== OBJECTIVE ==
Every entry below should be printed exactly, without its images.

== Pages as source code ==
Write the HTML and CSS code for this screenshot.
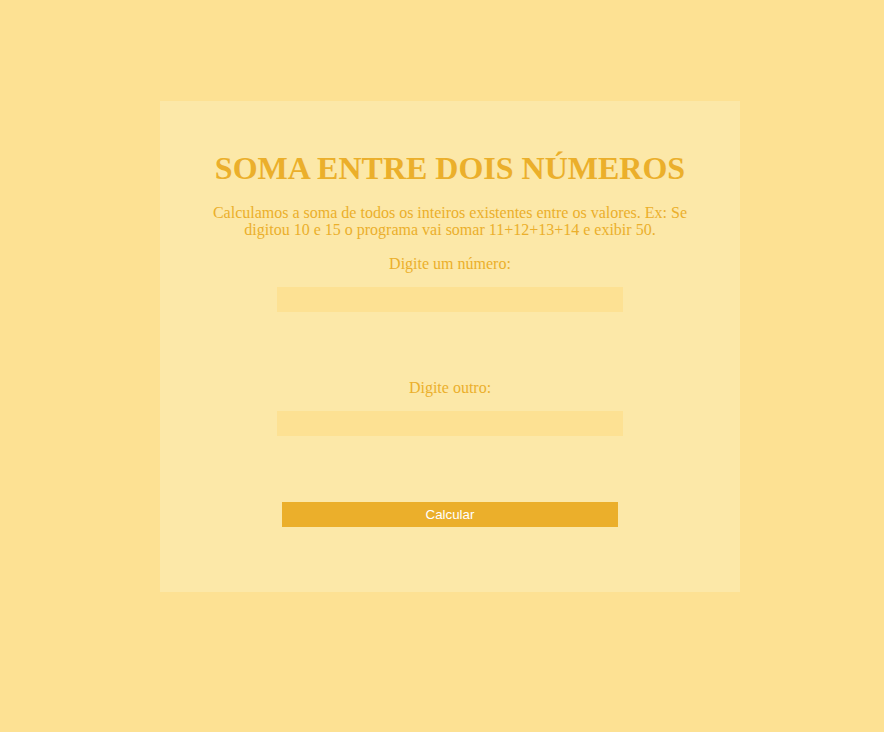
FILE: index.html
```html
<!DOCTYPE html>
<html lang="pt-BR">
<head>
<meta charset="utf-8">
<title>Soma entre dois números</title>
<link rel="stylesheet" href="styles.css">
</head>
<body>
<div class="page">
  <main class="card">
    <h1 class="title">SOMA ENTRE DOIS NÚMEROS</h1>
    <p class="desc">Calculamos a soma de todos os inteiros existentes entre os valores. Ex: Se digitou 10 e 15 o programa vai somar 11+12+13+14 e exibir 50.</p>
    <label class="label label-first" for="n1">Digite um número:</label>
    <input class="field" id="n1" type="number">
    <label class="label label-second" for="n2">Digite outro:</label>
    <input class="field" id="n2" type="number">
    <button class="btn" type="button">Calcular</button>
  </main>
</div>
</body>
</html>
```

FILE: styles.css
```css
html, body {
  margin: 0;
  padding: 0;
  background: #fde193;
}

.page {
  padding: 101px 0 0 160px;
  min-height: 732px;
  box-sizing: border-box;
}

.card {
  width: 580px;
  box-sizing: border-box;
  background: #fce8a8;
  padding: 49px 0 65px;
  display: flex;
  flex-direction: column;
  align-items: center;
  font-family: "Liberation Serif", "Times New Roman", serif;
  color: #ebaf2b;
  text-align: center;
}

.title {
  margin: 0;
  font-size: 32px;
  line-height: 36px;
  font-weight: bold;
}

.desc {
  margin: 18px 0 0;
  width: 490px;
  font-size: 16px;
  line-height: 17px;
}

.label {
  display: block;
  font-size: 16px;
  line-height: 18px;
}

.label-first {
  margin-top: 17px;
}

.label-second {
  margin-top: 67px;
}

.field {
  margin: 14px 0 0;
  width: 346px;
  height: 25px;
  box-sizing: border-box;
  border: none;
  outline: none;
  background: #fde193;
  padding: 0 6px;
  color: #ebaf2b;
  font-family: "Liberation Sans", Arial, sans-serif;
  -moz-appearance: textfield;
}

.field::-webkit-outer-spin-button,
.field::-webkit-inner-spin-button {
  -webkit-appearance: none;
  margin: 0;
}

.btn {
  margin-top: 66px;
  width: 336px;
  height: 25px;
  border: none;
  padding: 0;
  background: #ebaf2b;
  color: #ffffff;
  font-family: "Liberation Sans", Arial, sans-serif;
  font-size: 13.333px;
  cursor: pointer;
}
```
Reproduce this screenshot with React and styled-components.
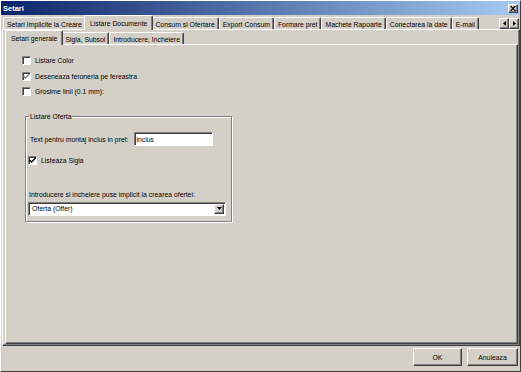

== TASK ANSWER ==
Write the HTML and CSS code for this screenshot.
FILE: index.html
```html
<!DOCTYPE html>
<html lang="pt-BR">
<head>
<meta charset="utf-8">
<title>Soma entre dois números</title>
<link rel="stylesheet" href="styles.css">
</head>
<body>
<div class="page">
  <main class="card">
    <h1 class="title">SOMA ENTRE DOIS NÚMEROS</h1>
    <p class="desc">Calculamos a soma de todos os inteiros existentes entre os valores. Ex: Se digitou 10 e 15 o programa vai somar 11+12+13+14 e exibir 50.</p>
    <label class="label label-first" for="n1">Digite um número:</label>
    <input class="field" id="n1" type="number">
    <label class="label label-second" for="n2">Digite outro:</label>
    <input class="field" id="n2" type="number">
    <button class="btn" type="button">Calcular</button>
  </main>
</div>
</body>
</html>
```

FILE: styles.css
```css
html, body {
  margin: 0;
  padding: 0;
  background: #fde193;
}

.page {
  padding: 101px 0 0 160px;
  min-height: 732px;
  box-sizing: border-box;
}

.card {
  width: 580px;
  box-sizing: border-box;
  background: #fce8a8;
  padding: 49px 0 65px;
  display: flex;
  flex-direction: column;
  align-items: center;
  font-family: "Liberation Serif", "Times New Roman", serif;
  color: #ebaf2b;
  text-align: center;
}

.title {
  margin: 0;
  font-size: 32px;
  line-height: 36px;
  font-weight: bold;
}

.desc {
  margin: 18px 0 0;
  width: 490px;
  font-size: 16px;
  line-height: 17px;
}

.label {
  display: block;
  font-size: 16px;
  line-height: 18px;
}

.label-first {
  margin-top: 17px;
}

.label-second {
  margin-top: 67px;
}

.field {
  margin: 14px 0 0;
  width: 346px;
  height: 25px;
  box-sizing: border-box;
  border: none;
  outline: none;
  background: #fde193;
  padding: 0 6px;
  color: #ebaf2b;
  font-family: "Liberation Sans", Arial, sans-serif;
  -moz-appearance: textfield;
}

.field::-webkit-outer-spin-button,
.field::-webkit-inner-spin-button {
  -webkit-appearance: none;
  margin: 0;
}

.btn {
  margin-top: 66px;
  width: 336px;
  height: 25px;
  border: none;
  padding: 0;
  background: #ebaf2b;
  color: #ffffff;
  font-family: "Liberation Sans", Arial, sans-serif;
  font-size: 13.333px;
  cursor: pointer;
}
```
Reproduce this screenshot with React and styled-components.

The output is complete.